The Mirror of Literature, Amusement, and Instruction. Volume 14, No. 407, December 24, 1829
CONTAINING
HISTORICAL NARRATIVES; BIOGRAPHICAL MEMOIRS; SKETCHES OF SOCIETY; TOPOGRAPHICAL DESCRIPTIONS; NOVELS AND TALES; ANECDOTES;
FROM
POETRY, ORIGINAL AND SELECTED;
DISCOVERIES IN THE ARTS AND SCIENCES; USEFUL DOMESTIC HINTS; &c. &c. &c.
PRINTED AND PUBLISHED BY J. LIMBIRD, 143, STRAND, ( Near Somerset House .)
1829.
Wassailing, prefaces, and waits, are nearly at a stand-still; and in these days of universality and everything, we almost resolved to leave this page blank, and every reader to write his own preface, had we not questioned whether the custom would be more honoured in the breach than the observance.

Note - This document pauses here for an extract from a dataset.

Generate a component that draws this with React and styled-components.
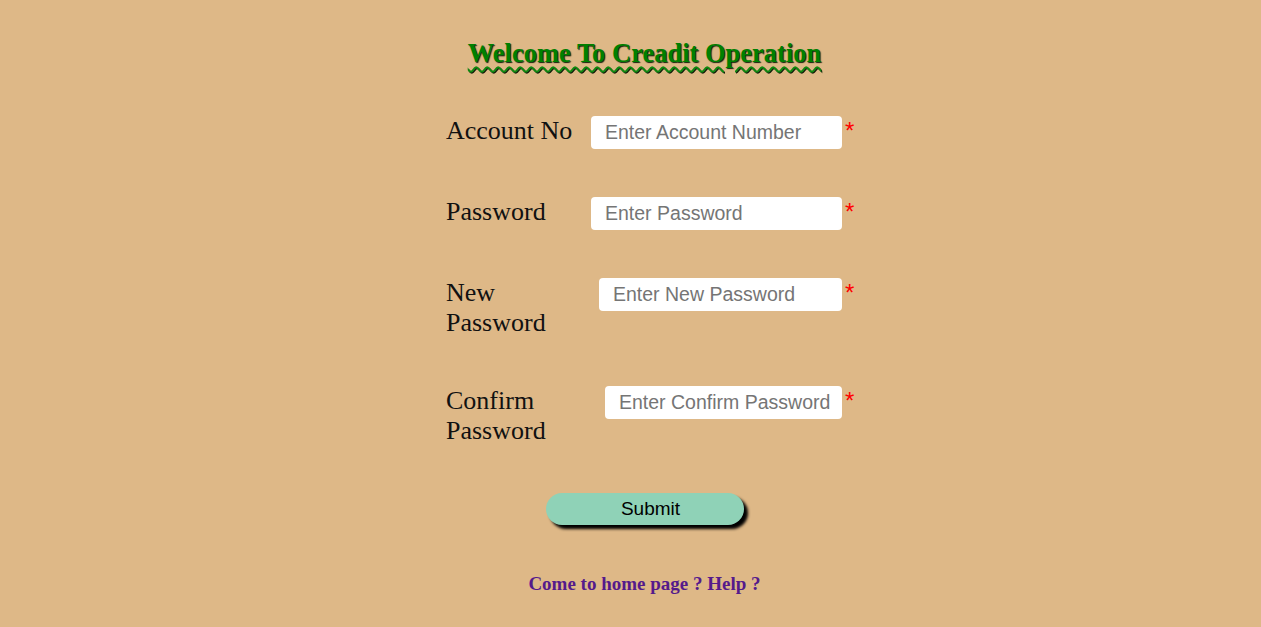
import React from "react";
import styled, { createGlobalStyle } from "styled-components";

const GlobalStyle = createGlobalStyle`
  html, body {
    margin: 0;
    padding: 0;
    background: #deb887;
  }
  body {
    font-family: "Liberation Serif", "Times New Roman", serif;
  }
`;

const Page = styled.div`
  min-height: 627px;
  box-sizing: border-box;
  display: flex;
  flex-direction: column;
  align-items: center;
  padding: 38px 0 0 28px;
`;

const Title = styled.h2`
  margin: 0;
  font-size: 26.5px;
  line-height: 30px;
  font-weight: bold;
  color: #008000;
  text-decoration: underline wavy #0f8a0f;
  text-decoration-thickness: 2px;
  text-underline-offset: 4px;
  text-shadow: 1px 1px 1px #14200c;
`;

const Form = styled.form`
  margin: 48px 0 0 12px;
  display: grid;
  grid-template-columns: 145px 251px 13px;
  row-gap: 48px;
  align-items: start;
`;

const Label = styled.label`
  font-size: 26px;
  line-height: 30px;
  color: #111;
  width: ${(p) => p.$width || "auto"};
`;

const Input = styled.input`
  justify-self: end;
  box-sizing: border-box;
  width: ${(p) => p.$width}px;
  height: 33px;
  margin: 0;
  padding: 0 0 0 14px;
  border: none;
  border-radius: 4px;
  background: #fff;
  font-family: "Liberation Sans", Arial, sans-serif;
  font-size: 19.5px;
  outline: none;
  &::placeholder {
    color: #757575;
  }
`;

const Star = styled.span`
  margin-top: 3px;
  padding-left: 3px;
  color: #f00;
  font-family: "Liberation Sans", Arial, sans-serif;
  font-size: 24px;
  line-height: 24px;
`;

const Submit = styled.button`
  margin-top: 47px;
  width: 198px;
  height: 32px;
  border: none;
  border-radius: 16px;
  background: #8fd2b7;
  box-shadow: 4px 4px 3px #000;
  font-family: "Liberation Sans", Arial, sans-serif;
  font-size: 19px;
  color: #000;
  padding: 0 0 0 12px;
  cursor: pointer;
`;

const Links = styled.p`
  margin: 48px 0 0 0;
  font-size: 19px;
  font-weight: bold;
  line-height: 22px;
  a {
    color: #551a8b;
    text-decoration: none;
  }
`;

const fields = [
  { label: "Account No", placeholder: "Enter Account Number", width: 251, type: "text" },
  { label: "Password", placeholder: "Enter Password", width: 251, type: "password" },
  { label: "New Password", placeholder: "Enter New Password", width: 243, type: "password", wrap: "110px" },
  { label: "Confirm Password", placeholder: "Enter Confirm Password", width: 237, type: "password", wrap: "110px" },
];

export default function App() {
  return (
    <>
      <GlobalStyle />
      <Page>
        <Title>Welcome To Creadit Operation</Title>
        <Form onSubmit={(e) => e.preventDefault()}>
          {fields.map((f) => (
            <React.Fragment key={f.label}>
              <Label $width={f.wrap}>{f.label}</Label>
              <Input type={f.type} placeholder={f.placeholder} $width={f.width} />
              <Star>*</Star>
            </React.Fragment>
          ))}
        </Form>
        <Submit type="submit">Submit</Submit>
        <Links>
          <a href="#home">Come to home page ?</a> <a href="#help">Help ?</a>
        </Links>
      </Page>
    </>
  );
}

Cheap Books, we hope, will never be an evil; for, as the same care and toil that raise a dish of peas at Christmas, would give bread to a whole family during six months; so the expense of a gay volume at this season will furnish a moderate circle with amusive reading for a twelvemonth. We do not draw this comparison invidiously, but merely to illustrate the advantages of literary economy.
The number Seven —the favourite of Swift, (and how could it be otherwise than odd?) has, perhaps, led us into this rambling monologue on our merits; but we agree with Yorick in thinking gravity an errant scoundrel.